[Exercise objective]
Carry none of the pictures over; write out the complete data exactly.

# Start of Given data

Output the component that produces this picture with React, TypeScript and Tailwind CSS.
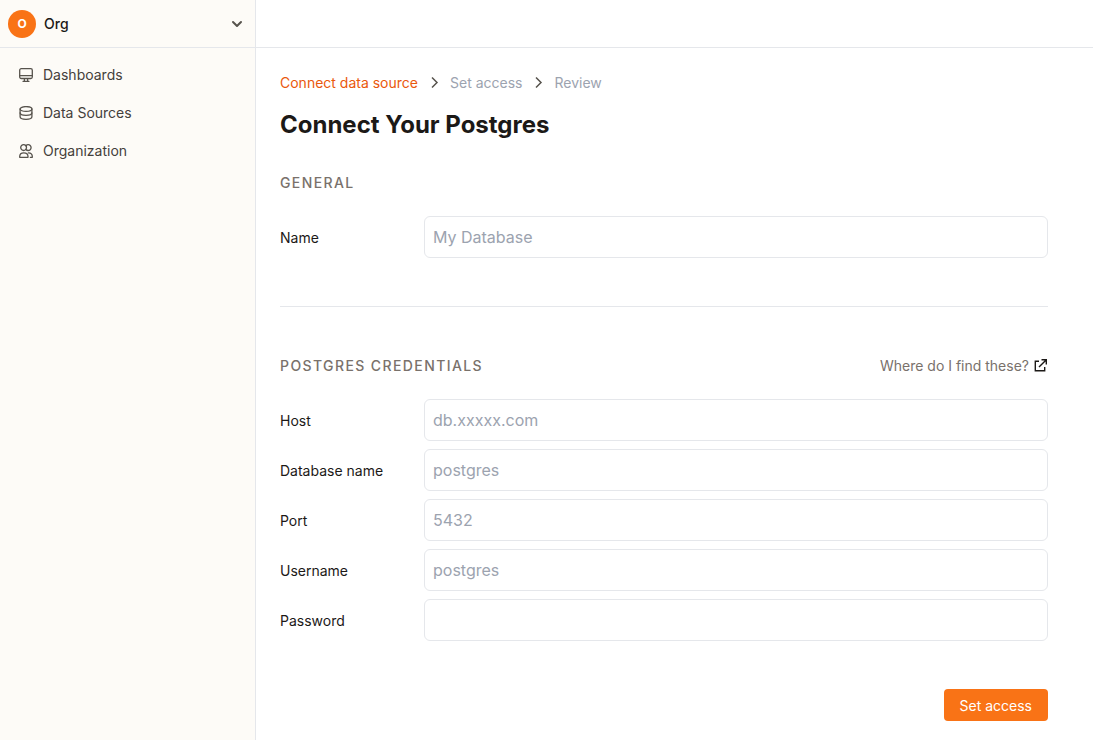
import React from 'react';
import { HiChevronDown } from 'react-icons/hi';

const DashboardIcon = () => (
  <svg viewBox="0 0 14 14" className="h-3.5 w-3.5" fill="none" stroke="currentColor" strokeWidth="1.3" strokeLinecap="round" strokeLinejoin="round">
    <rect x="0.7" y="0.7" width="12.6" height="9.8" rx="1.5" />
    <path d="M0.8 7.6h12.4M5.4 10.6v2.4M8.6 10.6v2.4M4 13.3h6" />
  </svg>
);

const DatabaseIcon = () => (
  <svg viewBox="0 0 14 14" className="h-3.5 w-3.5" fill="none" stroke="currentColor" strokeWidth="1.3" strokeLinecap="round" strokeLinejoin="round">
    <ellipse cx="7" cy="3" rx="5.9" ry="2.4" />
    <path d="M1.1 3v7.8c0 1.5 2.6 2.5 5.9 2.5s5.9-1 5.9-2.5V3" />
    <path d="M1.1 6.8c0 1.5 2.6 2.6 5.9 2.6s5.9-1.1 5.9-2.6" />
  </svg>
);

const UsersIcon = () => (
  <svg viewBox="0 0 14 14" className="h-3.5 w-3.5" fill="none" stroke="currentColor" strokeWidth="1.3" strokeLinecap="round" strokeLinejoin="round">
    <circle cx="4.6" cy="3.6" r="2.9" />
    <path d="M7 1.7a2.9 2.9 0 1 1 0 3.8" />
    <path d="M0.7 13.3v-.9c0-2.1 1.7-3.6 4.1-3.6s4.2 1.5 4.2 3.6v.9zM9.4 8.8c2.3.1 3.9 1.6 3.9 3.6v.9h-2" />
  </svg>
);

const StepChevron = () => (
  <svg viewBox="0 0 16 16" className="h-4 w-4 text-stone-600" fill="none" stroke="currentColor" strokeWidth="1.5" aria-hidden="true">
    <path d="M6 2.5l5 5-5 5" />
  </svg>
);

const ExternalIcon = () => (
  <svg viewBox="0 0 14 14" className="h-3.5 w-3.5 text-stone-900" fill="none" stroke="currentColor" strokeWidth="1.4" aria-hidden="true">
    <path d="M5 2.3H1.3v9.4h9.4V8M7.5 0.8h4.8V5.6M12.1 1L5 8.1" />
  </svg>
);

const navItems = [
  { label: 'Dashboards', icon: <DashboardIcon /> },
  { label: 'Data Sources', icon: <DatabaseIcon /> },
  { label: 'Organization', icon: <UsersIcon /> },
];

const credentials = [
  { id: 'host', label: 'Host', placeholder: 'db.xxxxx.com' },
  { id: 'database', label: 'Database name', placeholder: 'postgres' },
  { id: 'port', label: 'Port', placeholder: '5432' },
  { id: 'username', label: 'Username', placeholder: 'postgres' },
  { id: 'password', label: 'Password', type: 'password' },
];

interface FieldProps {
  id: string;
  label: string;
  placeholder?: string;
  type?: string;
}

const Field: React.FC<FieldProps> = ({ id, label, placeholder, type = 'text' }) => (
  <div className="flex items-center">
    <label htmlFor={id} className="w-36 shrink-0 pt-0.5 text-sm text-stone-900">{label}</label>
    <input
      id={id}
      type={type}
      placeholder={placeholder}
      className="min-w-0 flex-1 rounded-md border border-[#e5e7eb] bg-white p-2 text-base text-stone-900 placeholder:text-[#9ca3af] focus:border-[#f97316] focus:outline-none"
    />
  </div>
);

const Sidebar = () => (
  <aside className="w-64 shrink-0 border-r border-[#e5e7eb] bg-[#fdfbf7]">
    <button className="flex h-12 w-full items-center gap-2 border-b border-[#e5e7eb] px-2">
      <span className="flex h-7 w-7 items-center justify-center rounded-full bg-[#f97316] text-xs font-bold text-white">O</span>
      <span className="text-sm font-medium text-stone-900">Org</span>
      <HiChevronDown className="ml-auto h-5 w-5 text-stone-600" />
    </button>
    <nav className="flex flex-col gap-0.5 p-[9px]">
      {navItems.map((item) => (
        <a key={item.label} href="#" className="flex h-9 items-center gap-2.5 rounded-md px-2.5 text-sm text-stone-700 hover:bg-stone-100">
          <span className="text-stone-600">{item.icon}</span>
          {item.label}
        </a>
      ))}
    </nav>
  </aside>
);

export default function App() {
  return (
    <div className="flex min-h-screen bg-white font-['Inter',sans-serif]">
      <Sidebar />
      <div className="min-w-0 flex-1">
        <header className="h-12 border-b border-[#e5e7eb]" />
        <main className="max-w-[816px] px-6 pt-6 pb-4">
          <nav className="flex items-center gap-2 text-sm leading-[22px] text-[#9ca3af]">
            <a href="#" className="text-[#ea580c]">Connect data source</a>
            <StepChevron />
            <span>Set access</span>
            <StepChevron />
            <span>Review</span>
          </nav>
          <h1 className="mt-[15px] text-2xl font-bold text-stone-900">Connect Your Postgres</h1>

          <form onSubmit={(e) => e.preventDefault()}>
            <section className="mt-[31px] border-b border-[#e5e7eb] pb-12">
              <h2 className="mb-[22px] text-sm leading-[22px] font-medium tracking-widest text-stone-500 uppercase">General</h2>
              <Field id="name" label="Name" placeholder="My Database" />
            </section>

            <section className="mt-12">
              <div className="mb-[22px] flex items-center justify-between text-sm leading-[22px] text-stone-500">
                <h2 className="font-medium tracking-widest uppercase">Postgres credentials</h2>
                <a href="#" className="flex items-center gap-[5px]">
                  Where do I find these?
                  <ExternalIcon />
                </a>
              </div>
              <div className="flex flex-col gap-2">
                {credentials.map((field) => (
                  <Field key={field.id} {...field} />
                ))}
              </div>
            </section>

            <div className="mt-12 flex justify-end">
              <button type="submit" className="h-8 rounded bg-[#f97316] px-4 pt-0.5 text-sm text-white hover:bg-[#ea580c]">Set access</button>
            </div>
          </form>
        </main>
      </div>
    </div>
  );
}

# End of Given data

[Final answer]
Output the component that produces this picture with React, TypeScript and Tailwind CSS.
import React from 'react';
import { HiChevronDown } from 'react-icons/hi';

const DashboardIcon = () => (
  <svg viewBox="0 0 14 14" className="h-3.5 w-3.5" fill="none" stroke="currentColor" strokeWidth="1.3" strokeLinecap="round" strokeLinejoin="round">
    <rect x="0.7" y="0.7" width="12.6" height="9.8" rx="1.5" />
    <path d="M0.8 7.6h12.4M5.4 10.6v2.4M8.6 10.6v2.4M4 13.3h6" />
  </svg>
);

const DatabaseIcon = () => (
  <svg viewBox="0 0 14 14" className="h-3.5 w-3.5" fill="none" stroke="currentColor" strokeWidth="1.3" strokeLinecap="round" strokeLinejoin="round">
    <ellipse cx="7" cy="3" rx="5.9" ry="2.4" />
    <path d="M1.1 3v7.8c0 1.5 2.6 2.5 5.9 2.5s5.9-1 5.9-2.5V3" />
    <path d="M1.1 6.8c0 1.5 2.6 2.6 5.9 2.6s5.9-1.1 5.9-2.6" />
  </svg>
);

const UsersIcon = () => (
  <svg viewBox="0 0 14 14" className="h-3.5 w-3.5" fill="none" stroke="currentColor" strokeWidth="1.3" strokeLinecap="round" strokeLinejoin="round">
    <circle cx="4.6" cy="3.6" r="2.9" />
    <path d="M7 1.7a2.9 2.9 0 1 1 0 3.8" />
    <path d="M0.7 13.3v-.9c0-2.1 1.7-3.6 4.1-3.6s4.2 1.5 4.2 3.6v.9zM9.4 8.8c2.3.1 3.9 1.6 3.9 3.6v.9h-2" />
  </svg>
);

const StepChevron = () => (
  <svg viewBox="0 0 16 16" className="h-4 w-4 text-stone-600" fill="none" stroke="currentColor" strokeWidth="1.5" aria-hidden="true">
    <path d="M6 2.5l5 5-5 5" />
  </svg>
);

const ExternalIcon = () => (
  <svg viewBox="0 0 14 14" className="h-3.5 w-3.5 text-stone-900" fill="none" stroke="currentColor" strokeWidth="1.4" aria-hidden="true">
    <path d="M5 2.3H1.3v9.4h9.4V8M7.5 0.8h4.8V5.6M12.1 1L5 8.1" />
  </svg>
);

const navItems = [
  { label: 'Dashboards', icon: <DashboardIcon /> },
  { label: 'Data Sources', icon: <DatabaseIcon /> },
  { label: 'Organization', icon: <UsersIcon /> },
];

const credentials = [
  { id: 'host', label: 'Host', placeholder: 'db.xxxxx.com' },
  { id: 'database', label: 'Database name', placeholder: 'postgres' },
  { id: 'port', label: 'Port', placeholder: '5432' },
  { id: 'username', label: 'Username', placeholder: 'postgres' },
  { id: 'password', label: 'Password', type: 'password' },
];

interface FieldProps {
  id: string;
  label: string;
  placeholder?: string;
  type?: string;
}

const Field: React.FC<FieldProps> = ({ id, label, placeholder, type = 'text' }) => (
  <div className="flex items-center">
    <label htmlFor={id} className="w-36 shrink-0 pt-0.5 text-sm text-stone-900">{label}</label>
    <input
      id={id}
      type={type}
      placeholder={placeholder}
      className="min-w-0 flex-1 rounded-md border border-[#e5e7eb] bg-white p-2 text-base text-stone-900 placeholder:text-[#9ca3af] focus:border-[#f97316] focus:outline-none"
    />
  </div>
);

const Sidebar = () => (
  <aside className="w-64 shrink-0 border-r border-[#e5e7eb] bg-[#fdfbf7]">
    <button className="flex h-12 w-full items-center gap-2 border-b border-[#e5e7eb] px-2">
      <span className="flex h-7 w-7 items-center justify-center rounded-full bg-[#f97316] text-xs font-bold text-white">O</span>
      <span className="text-sm font-medium text-stone-900">Org</span>
      <HiChevronDown className="ml-auto h-5 w-5 text-stone-600" />
    </button>
    <nav className="flex flex-col gap-0.5 p-[9px]">
      {navItems.map((item) => (
        <a key={item.label} href="#" className="flex h-9 items-center gap-2.5 rounded-md px-2.5 text-sm text-stone-700 hover:bg-stone-100">
          <span className="text-stone-600">{item.icon}</span>
          {item.label}
        </a>
      ))}
    </nav>
  </aside>
);

export default function App() {
  return (
    <div className="flex min-h-screen bg-white font-['Inter',sans-serif]">
      <Sidebar />
      <div className="min-w-0 flex-1">
        <header className="h-12 border-b border-[#e5e7eb]" />
        <main className="max-w-[816px] px-6 pt-6 pb-4">
          <nav className="flex items-center gap-2 text-sm leading-[22px] text-[#9ca3af]">
            <a href="#" className="text-[#ea580c]">Connect data source</a>
            <StepChevron />
            <span>Set access</span>
            <StepChevron />
            <span>Review</span>
          </nav>
          <h1 className="mt-[15px] text-2xl font-bold text-stone-900">Connect Your Postgres</h1>

          <form onSubmit={(e) => e.preventDefault()}>
            <section className="mt-[31px] border-b border-[#e5e7eb] pb-12">
              <h2 className="mb-[22px] text-sm leading-[22px] font-medium tracking-widest text-stone-500 uppercase">General</h2>
              <Field id="name" label="Name" placeholder="My Database" />
            </section>

            <section className="mt-12">
              <div className="mb-[22px] flex items-center justify-between text-sm leading-[22px] text-stone-500">
                <h2 className="font-medium tracking-widest uppercase">Postgres credentials</h2>
                <a href="#" className="flex items-center gap-[5px]">
                  Where do I find these?
                  <ExternalIcon />
                </a>
              </div>
              <div className="flex flex-col gap-2">
                {credentials.map((field) => (
                  <Field key={field.id} {...field} />
                ))}
              </div>
            </section>

            <div className="mt-12 flex justify-end">
              <button type="submit" className="h-8 rounded bg-[#f97316] px-4 pt-0.5 text-sm text-white hover:bg-[#ea580c]">Set access</button>
            </div>
          </form>
        </main>
      </div>
    </div>
  );
}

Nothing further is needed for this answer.